BEGIN

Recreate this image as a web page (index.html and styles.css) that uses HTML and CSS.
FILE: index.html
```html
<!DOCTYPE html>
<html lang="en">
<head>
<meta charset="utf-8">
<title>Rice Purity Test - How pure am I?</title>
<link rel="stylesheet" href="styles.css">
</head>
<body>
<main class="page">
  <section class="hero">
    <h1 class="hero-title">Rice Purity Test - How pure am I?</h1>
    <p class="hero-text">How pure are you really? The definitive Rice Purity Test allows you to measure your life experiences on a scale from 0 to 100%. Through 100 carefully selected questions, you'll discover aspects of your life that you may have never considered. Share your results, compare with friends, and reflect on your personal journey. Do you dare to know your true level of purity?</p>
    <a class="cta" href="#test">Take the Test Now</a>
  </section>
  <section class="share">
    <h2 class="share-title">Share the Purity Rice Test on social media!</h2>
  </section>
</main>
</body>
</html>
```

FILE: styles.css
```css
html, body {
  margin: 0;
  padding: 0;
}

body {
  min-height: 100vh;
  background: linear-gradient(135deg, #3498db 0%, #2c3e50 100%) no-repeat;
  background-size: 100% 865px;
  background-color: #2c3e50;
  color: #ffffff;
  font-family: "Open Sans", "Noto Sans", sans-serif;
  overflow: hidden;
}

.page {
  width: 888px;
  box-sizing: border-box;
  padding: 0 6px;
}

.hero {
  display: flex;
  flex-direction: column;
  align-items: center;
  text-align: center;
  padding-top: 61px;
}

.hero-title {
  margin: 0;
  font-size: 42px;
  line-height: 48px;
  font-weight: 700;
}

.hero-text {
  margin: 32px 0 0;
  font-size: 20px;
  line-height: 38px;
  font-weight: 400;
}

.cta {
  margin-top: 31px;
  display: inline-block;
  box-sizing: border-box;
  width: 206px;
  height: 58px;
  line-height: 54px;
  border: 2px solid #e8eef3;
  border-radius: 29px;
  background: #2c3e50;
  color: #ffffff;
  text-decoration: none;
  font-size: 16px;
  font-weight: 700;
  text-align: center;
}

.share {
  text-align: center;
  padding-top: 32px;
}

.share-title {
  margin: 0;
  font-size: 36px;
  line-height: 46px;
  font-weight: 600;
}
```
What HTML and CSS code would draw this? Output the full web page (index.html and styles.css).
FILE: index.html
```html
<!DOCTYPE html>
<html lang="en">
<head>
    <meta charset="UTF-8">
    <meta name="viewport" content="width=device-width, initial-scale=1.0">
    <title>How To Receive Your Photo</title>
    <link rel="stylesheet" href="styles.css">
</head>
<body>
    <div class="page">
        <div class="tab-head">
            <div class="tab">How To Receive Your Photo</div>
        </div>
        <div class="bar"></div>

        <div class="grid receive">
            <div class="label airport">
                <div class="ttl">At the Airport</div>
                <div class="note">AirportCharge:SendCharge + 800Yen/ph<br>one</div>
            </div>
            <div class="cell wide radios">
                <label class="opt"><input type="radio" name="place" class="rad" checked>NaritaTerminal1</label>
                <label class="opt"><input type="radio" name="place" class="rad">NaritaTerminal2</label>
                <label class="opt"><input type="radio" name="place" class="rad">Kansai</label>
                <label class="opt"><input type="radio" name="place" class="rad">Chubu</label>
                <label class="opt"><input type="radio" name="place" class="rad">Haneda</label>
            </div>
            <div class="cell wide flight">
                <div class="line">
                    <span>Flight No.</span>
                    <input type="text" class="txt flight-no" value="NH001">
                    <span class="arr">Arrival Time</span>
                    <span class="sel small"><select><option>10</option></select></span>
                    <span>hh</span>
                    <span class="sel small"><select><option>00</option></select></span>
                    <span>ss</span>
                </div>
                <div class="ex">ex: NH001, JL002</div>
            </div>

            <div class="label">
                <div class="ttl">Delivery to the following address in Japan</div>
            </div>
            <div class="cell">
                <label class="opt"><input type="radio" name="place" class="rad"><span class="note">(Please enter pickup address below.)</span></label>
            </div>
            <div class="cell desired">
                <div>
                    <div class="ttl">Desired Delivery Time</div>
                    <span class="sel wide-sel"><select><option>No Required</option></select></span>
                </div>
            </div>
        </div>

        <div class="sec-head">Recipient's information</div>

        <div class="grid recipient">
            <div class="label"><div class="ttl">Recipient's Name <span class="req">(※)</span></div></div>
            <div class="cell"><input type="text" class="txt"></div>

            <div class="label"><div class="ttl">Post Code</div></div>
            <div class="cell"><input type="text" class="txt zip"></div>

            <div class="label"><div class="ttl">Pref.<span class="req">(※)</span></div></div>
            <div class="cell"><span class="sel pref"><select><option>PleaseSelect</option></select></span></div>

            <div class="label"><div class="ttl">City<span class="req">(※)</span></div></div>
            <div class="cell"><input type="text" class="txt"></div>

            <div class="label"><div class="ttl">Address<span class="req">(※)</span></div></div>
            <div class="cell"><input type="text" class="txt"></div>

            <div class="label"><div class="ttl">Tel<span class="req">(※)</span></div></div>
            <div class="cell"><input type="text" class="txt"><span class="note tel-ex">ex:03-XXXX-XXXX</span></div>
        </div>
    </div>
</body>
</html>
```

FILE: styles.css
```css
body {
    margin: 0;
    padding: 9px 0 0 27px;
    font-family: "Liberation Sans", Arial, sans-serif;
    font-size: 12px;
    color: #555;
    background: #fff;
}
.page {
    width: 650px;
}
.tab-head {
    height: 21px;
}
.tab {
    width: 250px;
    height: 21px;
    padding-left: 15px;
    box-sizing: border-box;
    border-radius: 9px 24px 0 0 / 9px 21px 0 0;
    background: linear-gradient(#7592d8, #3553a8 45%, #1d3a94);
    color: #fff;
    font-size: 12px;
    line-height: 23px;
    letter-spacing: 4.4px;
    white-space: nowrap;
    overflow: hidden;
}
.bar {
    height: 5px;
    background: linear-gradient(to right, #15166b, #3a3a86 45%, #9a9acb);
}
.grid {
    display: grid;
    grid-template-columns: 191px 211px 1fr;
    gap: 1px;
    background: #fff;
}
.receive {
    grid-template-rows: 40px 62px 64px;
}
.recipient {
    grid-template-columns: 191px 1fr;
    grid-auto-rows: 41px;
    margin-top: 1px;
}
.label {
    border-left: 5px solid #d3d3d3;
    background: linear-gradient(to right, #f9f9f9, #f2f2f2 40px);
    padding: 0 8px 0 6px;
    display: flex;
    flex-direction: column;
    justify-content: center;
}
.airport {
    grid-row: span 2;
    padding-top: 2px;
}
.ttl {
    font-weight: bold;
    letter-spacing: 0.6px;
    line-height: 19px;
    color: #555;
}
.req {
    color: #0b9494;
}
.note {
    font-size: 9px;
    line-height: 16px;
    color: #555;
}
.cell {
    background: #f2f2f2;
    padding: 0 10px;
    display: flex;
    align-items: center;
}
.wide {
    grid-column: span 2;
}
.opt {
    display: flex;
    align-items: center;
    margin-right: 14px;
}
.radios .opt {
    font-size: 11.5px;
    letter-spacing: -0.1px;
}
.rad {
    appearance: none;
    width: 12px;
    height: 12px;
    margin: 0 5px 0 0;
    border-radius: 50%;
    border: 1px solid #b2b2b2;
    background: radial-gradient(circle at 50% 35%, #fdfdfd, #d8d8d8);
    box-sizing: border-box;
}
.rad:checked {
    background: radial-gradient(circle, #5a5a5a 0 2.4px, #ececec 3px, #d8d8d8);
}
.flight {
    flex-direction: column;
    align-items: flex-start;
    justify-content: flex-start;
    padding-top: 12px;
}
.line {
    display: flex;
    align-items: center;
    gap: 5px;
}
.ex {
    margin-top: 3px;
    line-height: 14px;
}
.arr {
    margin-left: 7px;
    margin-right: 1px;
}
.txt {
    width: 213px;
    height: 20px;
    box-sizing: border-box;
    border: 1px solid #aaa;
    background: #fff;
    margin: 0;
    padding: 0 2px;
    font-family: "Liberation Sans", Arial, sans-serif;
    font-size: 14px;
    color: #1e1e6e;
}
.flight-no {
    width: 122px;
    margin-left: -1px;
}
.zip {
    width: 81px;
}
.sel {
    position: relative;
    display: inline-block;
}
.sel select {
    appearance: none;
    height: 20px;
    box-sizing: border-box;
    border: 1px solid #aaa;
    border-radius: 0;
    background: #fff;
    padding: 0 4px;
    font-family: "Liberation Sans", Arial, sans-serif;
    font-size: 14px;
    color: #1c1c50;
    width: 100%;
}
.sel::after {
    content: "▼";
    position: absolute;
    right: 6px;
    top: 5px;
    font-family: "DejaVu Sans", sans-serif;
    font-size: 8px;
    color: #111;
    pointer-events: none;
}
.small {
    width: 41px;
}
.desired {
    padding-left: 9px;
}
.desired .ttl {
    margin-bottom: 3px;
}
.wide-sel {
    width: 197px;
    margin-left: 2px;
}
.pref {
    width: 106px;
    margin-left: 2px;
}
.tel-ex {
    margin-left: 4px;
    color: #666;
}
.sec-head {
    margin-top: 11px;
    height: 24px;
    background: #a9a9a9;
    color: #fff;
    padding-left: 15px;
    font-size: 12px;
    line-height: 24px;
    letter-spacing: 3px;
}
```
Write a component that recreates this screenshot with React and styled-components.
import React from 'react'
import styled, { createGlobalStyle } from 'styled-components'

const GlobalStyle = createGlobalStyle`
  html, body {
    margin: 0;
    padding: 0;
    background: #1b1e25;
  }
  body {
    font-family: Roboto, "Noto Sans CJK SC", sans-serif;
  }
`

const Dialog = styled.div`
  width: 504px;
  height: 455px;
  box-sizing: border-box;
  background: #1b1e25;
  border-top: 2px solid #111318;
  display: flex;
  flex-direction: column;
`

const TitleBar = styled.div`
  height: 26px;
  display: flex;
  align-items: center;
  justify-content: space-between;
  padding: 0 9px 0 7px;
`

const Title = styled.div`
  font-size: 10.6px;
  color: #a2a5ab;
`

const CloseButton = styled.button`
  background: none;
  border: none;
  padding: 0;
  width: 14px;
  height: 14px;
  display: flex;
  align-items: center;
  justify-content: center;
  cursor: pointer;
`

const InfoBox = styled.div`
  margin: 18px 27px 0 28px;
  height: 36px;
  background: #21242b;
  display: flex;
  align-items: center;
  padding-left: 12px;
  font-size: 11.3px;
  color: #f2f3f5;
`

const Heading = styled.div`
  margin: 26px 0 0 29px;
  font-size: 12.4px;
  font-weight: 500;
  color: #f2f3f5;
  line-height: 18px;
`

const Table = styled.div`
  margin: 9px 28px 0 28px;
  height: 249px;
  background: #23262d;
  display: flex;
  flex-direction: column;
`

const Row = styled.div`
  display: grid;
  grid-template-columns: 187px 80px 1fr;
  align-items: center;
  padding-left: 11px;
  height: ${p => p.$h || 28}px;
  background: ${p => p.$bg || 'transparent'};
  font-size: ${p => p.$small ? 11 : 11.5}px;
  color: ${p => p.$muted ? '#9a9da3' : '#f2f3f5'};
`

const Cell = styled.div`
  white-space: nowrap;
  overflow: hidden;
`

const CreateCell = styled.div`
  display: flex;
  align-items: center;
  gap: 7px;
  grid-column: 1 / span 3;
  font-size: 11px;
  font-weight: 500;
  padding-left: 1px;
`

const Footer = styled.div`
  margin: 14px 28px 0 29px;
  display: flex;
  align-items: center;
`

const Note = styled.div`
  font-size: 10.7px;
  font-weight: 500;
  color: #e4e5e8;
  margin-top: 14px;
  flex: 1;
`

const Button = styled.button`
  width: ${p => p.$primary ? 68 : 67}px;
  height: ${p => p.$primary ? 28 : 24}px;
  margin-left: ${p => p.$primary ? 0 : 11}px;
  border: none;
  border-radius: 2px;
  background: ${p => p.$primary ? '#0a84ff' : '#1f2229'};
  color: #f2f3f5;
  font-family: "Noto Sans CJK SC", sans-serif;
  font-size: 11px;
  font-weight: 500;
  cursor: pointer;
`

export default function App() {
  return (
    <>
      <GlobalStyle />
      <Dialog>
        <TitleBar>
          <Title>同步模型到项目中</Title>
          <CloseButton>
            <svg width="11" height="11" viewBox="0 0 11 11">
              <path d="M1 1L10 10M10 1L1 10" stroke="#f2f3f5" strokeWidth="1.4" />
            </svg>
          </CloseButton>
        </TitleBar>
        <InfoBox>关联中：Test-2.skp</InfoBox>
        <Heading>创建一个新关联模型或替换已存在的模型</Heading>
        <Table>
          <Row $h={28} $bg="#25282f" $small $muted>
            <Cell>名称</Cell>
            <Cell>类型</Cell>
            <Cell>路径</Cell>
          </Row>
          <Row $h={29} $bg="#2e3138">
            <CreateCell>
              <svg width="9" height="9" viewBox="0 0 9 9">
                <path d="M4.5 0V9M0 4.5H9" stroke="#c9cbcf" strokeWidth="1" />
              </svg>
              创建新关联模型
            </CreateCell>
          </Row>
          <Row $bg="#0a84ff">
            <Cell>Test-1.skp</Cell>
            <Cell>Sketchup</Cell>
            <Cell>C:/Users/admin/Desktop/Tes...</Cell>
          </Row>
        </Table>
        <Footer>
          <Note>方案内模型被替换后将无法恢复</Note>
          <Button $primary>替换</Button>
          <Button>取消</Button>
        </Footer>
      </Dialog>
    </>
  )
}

END

:: Work instructions ::
Copy out every line holding the string "index".

:: Result of the task ::
Recreate this image as a web page (index.html and styles.css) that uses HTML and CSS.
FILE: index.html
What HTML and CSS code would draw this? Output the full web page (index.html and styles.css).
FILE: index.html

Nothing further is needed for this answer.